# Dayton speaker kits



## Rodstintshop (Apr 26, 2011)

Are the dayton speaker kits any good? And any notes on what is the best setup to build from them for home theater system


----------



## GranteedEV (Aug 8, 2010)

which kit specifically are you looking at? how large is the room? 

The new Parts Express CBT36 kit looks wicked.


----------



## sub_junkie (Apr 14, 2009)

GranteedEV said:


> which kit specifically are you looking at? how large is the room?
> 
> The new Parts Express CBT36 kit looks wicked.


That link doesn't work for me...its an Advanced Auto parts link. lol


----------



## RTS100x5 (Sep 12, 2009)

Rodstintshop said:


> Are the dayton speaker kits any good? And any notes on what is the best setup to build from them for home theater system


i used DAYTON PT2c-8 in all my new DIY 5.2 system w DAYTON 3khz xover. The sound is flat out amazing and very affordable. I probably could have made a better xover but Im not understanding the parts to speaker design/selection just yet.
:T
http://www.parts-express.com/pe/showdetl.cfm?Partnumber=275-085


----------



## RTS100x5 (Sep 12, 2009)

As far as designing your own HT system , what is your budget, room size, etc... 

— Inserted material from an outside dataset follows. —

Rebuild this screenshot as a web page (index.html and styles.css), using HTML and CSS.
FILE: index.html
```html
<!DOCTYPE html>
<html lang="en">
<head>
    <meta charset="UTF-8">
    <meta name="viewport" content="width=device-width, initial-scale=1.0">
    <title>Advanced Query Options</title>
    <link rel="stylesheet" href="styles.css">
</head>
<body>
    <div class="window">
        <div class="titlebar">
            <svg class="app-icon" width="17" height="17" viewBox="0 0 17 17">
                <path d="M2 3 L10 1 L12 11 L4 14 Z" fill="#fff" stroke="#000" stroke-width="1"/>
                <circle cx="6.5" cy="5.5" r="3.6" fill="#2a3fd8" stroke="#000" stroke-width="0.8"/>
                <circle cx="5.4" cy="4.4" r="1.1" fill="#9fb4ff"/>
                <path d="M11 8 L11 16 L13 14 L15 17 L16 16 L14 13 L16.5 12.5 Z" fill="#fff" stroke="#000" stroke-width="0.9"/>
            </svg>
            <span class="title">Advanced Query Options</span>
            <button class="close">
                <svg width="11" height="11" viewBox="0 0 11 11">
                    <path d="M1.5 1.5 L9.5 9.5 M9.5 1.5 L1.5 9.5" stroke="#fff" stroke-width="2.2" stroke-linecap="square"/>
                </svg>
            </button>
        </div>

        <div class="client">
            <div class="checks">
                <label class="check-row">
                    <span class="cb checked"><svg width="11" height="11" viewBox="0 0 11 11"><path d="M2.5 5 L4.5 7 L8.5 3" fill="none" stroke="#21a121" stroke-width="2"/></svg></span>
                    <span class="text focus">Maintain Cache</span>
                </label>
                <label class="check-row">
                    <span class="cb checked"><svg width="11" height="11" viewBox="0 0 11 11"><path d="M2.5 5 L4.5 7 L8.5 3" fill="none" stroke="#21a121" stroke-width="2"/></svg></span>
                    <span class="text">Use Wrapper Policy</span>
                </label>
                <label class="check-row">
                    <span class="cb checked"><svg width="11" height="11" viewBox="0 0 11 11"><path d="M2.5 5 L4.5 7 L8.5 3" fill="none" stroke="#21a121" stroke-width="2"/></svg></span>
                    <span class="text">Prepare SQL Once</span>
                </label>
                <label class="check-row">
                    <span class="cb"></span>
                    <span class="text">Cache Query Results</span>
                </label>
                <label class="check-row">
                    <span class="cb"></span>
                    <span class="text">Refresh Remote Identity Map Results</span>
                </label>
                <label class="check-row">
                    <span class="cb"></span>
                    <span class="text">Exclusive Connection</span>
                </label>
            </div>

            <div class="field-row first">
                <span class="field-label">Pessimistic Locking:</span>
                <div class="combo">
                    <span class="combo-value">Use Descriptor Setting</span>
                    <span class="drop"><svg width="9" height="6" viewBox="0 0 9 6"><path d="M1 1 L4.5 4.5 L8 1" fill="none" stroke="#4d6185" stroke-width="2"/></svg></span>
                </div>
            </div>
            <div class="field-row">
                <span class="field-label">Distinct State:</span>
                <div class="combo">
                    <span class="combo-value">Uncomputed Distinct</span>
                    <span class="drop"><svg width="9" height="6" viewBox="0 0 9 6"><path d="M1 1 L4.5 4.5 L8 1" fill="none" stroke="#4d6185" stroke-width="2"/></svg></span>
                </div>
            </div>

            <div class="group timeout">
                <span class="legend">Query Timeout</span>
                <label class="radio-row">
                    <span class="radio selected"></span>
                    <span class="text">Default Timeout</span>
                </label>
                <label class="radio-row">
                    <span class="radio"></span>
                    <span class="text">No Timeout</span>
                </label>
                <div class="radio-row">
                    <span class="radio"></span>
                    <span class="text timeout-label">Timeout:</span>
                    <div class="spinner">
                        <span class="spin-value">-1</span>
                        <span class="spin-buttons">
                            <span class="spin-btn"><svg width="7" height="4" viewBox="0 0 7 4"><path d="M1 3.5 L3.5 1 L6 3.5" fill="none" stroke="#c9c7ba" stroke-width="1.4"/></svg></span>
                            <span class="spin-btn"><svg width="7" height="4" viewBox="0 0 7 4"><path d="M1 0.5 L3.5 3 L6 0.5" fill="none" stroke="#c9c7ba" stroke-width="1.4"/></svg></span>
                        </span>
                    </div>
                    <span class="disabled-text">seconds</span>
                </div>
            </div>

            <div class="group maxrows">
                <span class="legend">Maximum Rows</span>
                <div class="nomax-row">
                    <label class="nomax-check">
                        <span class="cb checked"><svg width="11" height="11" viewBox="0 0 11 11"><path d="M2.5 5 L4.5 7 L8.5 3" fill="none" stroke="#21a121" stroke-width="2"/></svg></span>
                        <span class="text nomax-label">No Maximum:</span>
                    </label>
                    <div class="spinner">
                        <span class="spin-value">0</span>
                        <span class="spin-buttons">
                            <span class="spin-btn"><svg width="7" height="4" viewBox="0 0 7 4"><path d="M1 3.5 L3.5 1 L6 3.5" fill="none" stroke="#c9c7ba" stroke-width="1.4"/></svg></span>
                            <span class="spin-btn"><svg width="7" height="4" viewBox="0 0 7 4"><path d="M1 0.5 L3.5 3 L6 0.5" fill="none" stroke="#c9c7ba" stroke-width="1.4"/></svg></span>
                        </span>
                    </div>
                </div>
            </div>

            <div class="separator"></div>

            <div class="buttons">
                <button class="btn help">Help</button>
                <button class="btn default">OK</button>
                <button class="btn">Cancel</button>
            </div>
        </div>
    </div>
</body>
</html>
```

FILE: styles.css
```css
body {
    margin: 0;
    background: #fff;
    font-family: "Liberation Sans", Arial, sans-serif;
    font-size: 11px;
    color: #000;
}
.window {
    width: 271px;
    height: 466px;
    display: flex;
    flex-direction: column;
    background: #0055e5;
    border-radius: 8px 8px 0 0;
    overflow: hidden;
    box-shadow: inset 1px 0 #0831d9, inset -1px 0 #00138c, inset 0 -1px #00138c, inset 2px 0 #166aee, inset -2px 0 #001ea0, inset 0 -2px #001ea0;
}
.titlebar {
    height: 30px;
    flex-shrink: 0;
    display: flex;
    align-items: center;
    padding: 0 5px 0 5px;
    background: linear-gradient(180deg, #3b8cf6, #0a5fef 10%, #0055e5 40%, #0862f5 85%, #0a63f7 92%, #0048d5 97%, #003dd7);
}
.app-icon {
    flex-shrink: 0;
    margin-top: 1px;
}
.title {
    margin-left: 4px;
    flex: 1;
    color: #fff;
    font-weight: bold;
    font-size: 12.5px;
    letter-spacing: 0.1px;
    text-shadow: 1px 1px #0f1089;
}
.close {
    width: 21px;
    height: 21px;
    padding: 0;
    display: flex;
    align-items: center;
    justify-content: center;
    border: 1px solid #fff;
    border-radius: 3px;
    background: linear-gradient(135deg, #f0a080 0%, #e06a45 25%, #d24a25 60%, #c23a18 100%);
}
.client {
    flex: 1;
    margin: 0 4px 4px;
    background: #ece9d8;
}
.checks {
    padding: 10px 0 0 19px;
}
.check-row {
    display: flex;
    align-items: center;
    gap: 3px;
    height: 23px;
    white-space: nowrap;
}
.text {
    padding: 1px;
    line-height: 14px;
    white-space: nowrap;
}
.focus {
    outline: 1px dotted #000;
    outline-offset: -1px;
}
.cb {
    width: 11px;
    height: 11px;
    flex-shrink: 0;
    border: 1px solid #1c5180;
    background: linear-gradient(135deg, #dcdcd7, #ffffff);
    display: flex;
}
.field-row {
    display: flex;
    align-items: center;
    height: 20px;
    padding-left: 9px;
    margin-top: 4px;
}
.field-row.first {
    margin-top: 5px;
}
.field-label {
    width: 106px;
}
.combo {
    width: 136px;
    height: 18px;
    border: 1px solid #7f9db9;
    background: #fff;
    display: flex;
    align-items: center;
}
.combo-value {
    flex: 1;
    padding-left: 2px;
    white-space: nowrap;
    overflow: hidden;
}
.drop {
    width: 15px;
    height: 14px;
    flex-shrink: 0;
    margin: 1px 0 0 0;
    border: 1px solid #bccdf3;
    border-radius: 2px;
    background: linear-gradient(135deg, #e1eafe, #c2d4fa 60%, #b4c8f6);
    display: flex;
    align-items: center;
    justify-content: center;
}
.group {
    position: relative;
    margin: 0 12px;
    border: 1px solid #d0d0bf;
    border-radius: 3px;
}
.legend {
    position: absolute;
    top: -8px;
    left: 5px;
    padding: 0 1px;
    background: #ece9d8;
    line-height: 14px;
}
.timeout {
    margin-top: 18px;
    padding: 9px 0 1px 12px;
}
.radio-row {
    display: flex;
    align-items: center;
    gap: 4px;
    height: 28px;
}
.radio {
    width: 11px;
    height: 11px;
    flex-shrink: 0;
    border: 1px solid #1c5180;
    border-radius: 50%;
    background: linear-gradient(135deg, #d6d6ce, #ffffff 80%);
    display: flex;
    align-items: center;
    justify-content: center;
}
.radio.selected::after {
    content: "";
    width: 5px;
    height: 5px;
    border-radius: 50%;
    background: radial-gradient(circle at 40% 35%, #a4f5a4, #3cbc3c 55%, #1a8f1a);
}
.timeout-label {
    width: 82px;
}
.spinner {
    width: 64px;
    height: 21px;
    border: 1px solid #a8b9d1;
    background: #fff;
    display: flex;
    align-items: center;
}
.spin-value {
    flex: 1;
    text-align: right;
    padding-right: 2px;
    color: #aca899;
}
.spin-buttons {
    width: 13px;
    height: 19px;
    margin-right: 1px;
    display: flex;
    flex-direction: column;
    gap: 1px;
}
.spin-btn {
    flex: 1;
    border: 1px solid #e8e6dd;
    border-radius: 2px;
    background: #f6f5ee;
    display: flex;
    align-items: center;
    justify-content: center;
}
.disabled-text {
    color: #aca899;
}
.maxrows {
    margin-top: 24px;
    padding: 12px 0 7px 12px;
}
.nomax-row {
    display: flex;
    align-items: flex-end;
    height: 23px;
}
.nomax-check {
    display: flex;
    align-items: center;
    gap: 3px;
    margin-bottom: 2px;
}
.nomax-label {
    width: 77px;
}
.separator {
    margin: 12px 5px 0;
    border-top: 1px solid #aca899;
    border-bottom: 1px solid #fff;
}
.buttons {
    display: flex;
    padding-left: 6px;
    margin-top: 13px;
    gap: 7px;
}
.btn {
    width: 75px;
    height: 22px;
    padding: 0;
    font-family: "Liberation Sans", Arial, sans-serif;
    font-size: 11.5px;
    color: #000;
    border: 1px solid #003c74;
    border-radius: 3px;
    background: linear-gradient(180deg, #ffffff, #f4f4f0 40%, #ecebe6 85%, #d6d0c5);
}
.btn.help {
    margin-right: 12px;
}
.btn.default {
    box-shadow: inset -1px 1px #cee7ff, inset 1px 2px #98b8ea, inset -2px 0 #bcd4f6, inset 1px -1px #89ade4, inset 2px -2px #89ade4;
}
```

ps I used the planar mid / highs bc I listen to mostly high resolution audio and these really make a difference. If you want roof raising spl, then you want something more robust in output. That being said the blueray concert videos sound absolutely fantastic at concert volume levels. The YES LIVE at MONTREAUX is a demo I use when my friends come over. But my room size is only 16x20 so its not hard to achieve a high level of volume. I am about to add front height channel L/R as well same drivers as well.....
Many helpful design tips on PARTSEXPRESS.com :T


----------



## fusseli (May 1, 2007)

I know two people that have built Dayton kits. One was a smaller TM Dayton RS kit and the other the big MTM Dayton RS. They love them in either case. The whole bundle I think is a better value than buying the parts individually, plus everything is CNC cut and the Xovers are assembled. True to form kit you just put together, with a bonafide design.



RTS100x5 said:


> i used DAYTON PT2c-8 in all my new DIY 5.2 system w DAYTON 3khz xover. The sound is flat out amazing and very affordable. I probably could have made a better xover but Im not understanding the parts to speaker design/selection just yet.
> :T
> http://www.parts-express.com/pe/showdetl.cfm?Partnumber=275-085


I've eyed the PT2C but haven't used it yet. If you want help designing an Xover let me know.


----------



## RTS100x5 (Sep 12, 2009)

That would be eggcellent.... I want to expand on this basic 2 way design and im brainstorming a multiple driver/ array setup... When I can finally settle on that I will need assistance w a xover design. The Dayton tweets were such a great deal Im glad I made that choice as I was about to get obsessed w the Aurum Cantus ribbons....As for the mid bass I know I want these Morels http://www.parts-express.com/pe/showdetl.cfm?Partnumber=287-036 The price will set me back a few car payments but I hate compromising on parts. So ill post up soon on my updated speaker design and your help on a xover design would be most appreciated. Im also considering these active xovers http://www.newclassd.com/index.php?page=60 and building some multi channel amps... Wow I wish for those Class D DEXA amps but waaay expensive...:gulp:


----------